London. Queen’s Walk. 10 June 2014
London surprises you every time. I mean, just look at what happens on crossings in New Delhi. You find the same kind of ragamuffins selling pirated books, or similar looking amateur kid gangs doing the same act of threading their unexpectedly slim body through an astonishingly small ring and a boy (generally a boy) beating the same sort of beat on his small dhol… I’ve been travelling all over the city for years now and even the beggars there don’t change. Delhi street performers don’t employ creativity too often. But London is different. Vastly different.
Yes, there will be the lone guitarist singing some haunting song or a group of people belting out exotic musical beats and a tourist who comes to London after a gap of a few years might say, ‘This looks and sounds similar.’ But the music is different and the musicians aren’t the same who’re simply grey-haired now. So there is a change and you just need to notice it. Even people who dress up as some character out of a movie or a comic book or a literary novel opt for a different inspiration every year. I remember not seeing even one of the characters I saw in 2010 on the Queen’s Walk nor near Trafalgar Square. Yes, London is definitely either too creative… or too mindful of the severe competition even in this end of the entrepreneurship train.
But I’m not going to talk about any of these people who set up their attraction even in ‘No Bustings’ parts of London. There are a few pictures at the end of this post that will be self-explanatory and you’ll know all you want to know about street performers here in London and how they change over time.
So what is this post going to be about?
We’re going to talk about ‘Poets on Hire’ and creative folk like Ranjit Bolt who simply come up to you and say, ‘I write limericks. Will you buy a copy of my autographed poetry pamphlet?’
I looked at him with surprise in my eyes. He smiled and said, ‘I’m an Indian… well, half-Indian and my name is Ranjit. Ranjit Bolt.’ He had to repeat his name thrice and even spell it out for me. I’m sure he must’ve thought that tourists from India aren’t very bright. He then went on to inform ne that he is addicted to gambling and is now reduced to sell his poetry pamphlets for 1.8 GBP. ‘I’m also on Facebook,’ he added, as if he could see the lurking doubt in my stance and eyes and smile and even my voice. In the short conversation we had, he told me that he wrote plays that were performed in the National Theatre right behind us… and that he had also won an OBE. The medal hung from his neck but then like any good tourist who wants to remain safe, we must have betrayed our discomfiture and our silent need to distance from him. He smiled and went his way but not before asking me to check him out on the net.

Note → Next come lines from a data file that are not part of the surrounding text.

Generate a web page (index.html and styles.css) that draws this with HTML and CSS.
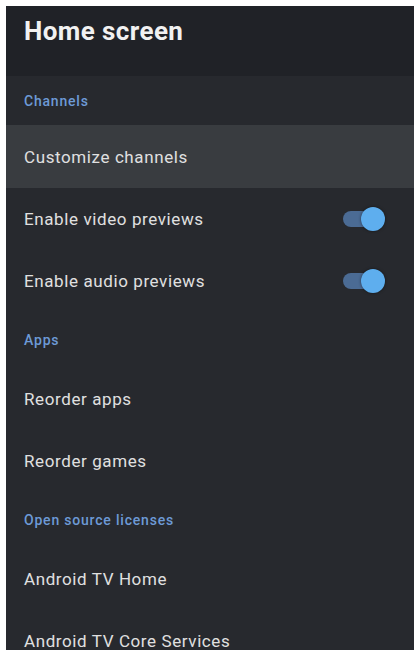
FILE: index.html
```html
<!DOCTYPE html>
<html lang="en">
<head>
    <meta charset="UTF-8">
    <meta name="viewport" content="width=device-width, initial-scale=1.0">
    <title>Home screen</title>
    <link rel="stylesheet" href="styles.css">
</head>
<body>
    <div class="panel">
        <header class="panel-header">
            <h1>Home screen</h1>
        </header>

        <div class="section section-first">Channels</div>
        <div class="item item-focused">Customize channels</div>
        <div class="item">
            <span>Enable video previews</span>
            <span class="switch on"><span class="thumb"></span></span>
        </div>
        <div class="item">
            <span>Enable audio previews</span>
            <span class="switch on"><span class="thumb"></span></span>
        </div>

        <div class="section">Apps</div>
        <div class="item">Reorder apps</div>
        <div class="item">Reorder games</div>

        <div class="section">Open source licenses</div>
        <div class="item">Android TV Home</div>
        <div class="item">Android TV Core Services</div>
    </div>
</body>
</html>
```

FILE: styles.css
```css
body {
    margin: 0;
    padding: 0;
    background-color: #ffffff;
    font-family: 'Roboto', 'Liberation Sans', sans-serif;
}
.panel {
    margin: 6px 4px 0 6px;
    height: 644px;
    overflow: hidden;
    background-color: #27292e;
    color: #e3e3e3;
}
.panel-header {
    height: 70px;
    box-sizing: border-box;
    padding: 10px 18px 0 18px;
    background-color: #202227;
}
.panel-header h1 {
    margin: 0;
    font-size: 26px;
    font-weight: 700;
    letter-spacing: 0.4px;
    color: #f1f1f1;
}
.section {
    height: 56px;
    display: flex;
    align-items: center;
    padding: 0 18px;
    font-size: 14px;
    font-weight: 500;
    letter-spacing: 0.8px;
    color: #6d9ad6;
}
.section-first {
    height: 49px;
}
.item {
    height: 62px;
    display: flex;
    align-items: center;
    justify-content: space-between;
    padding: 0 31px 0 18px;
    font-size: 17px;
    letter-spacing: 0.6px;
    color: #e0e0e0;
}
.item-focused {
    height: 63px;
    background-color: #393c40;
}
.switch {
    position: relative;
    width: 40px;
    height: 16px;
    border-radius: 8px;
    background-color: #4b6b94;
}
.switch .thumb {
    position: absolute;
    top: -4px;
    right: -2px;
    width: 24px;
    height: 24px;
    border-radius: 50%;
    background-color: #5eaeee;
    box-shadow: 0 0 3px rgba(0, 0, 0, 0.5);
}
```
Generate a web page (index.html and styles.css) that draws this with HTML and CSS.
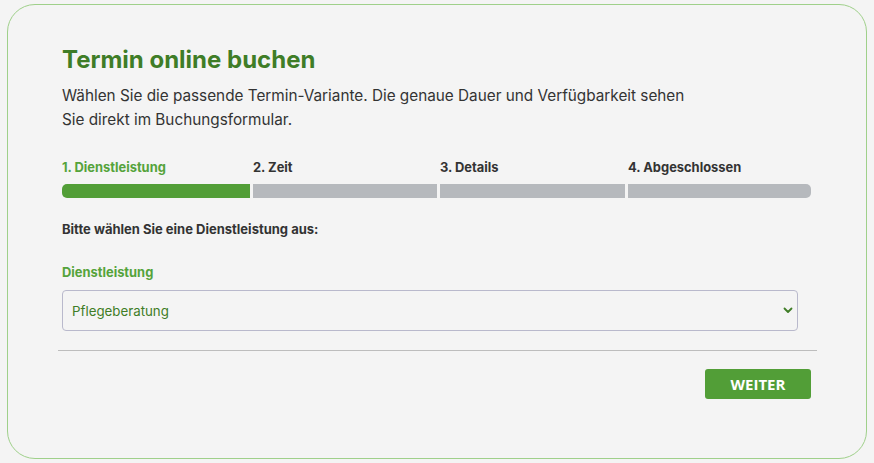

I did and Ranjit is now in my list of friends on Facebook… and the net does have articles on him and how he allowed gambling to destroy him. The article in The Guardian does mention that the experiences of Ranjit Bolt ‘makes gambling seem a dark and destructive business, and, of course, it can be. But that’s pretty obviously not the whole story. Like all addictive activities, it offers astonishing highs – highs as high as the lows are low. If it didn’t, who on earth would take it up in the first place?’ The article quotes him as saying: ‘During a lucky streak, for instance, I get a sense of quite astonishing and implausibly sustained wellbeing. There was the time, to cite one of many, when I turned my last £2,000 in the world into £82,000 over a spell of about three weeks.’
For these past couple of days I have been thinking about Ranjit and one of the thoughts that came to me was that this man is probably in the middle of some exciting experiment and is trying to live the life that he ultimately wants to write about. If that is indeed the case, I’d want to read his play… and maybe come again to London to watch its performance.
Well, we were talking about performers on the streets of London… and we also saw a man sitting on a chair with a placard that said: Poet for Hire.
I said to Specky, my wife, ‘Let’s go and meet him and ask what he does.’ He was busy talking to some other person at that moment so we decided to enter Tata Modern and come back to talk to him. Unfortunately, when we came to the same spot again after an hour or so, the poet on the Queen’s Walk had gone… and I was left with just a photograph that I happened to click before we had gone to see the exhibition inside Tate.
Yes, London is an exciting city with surprises popping up from every possible direction. Let’s see what happens next.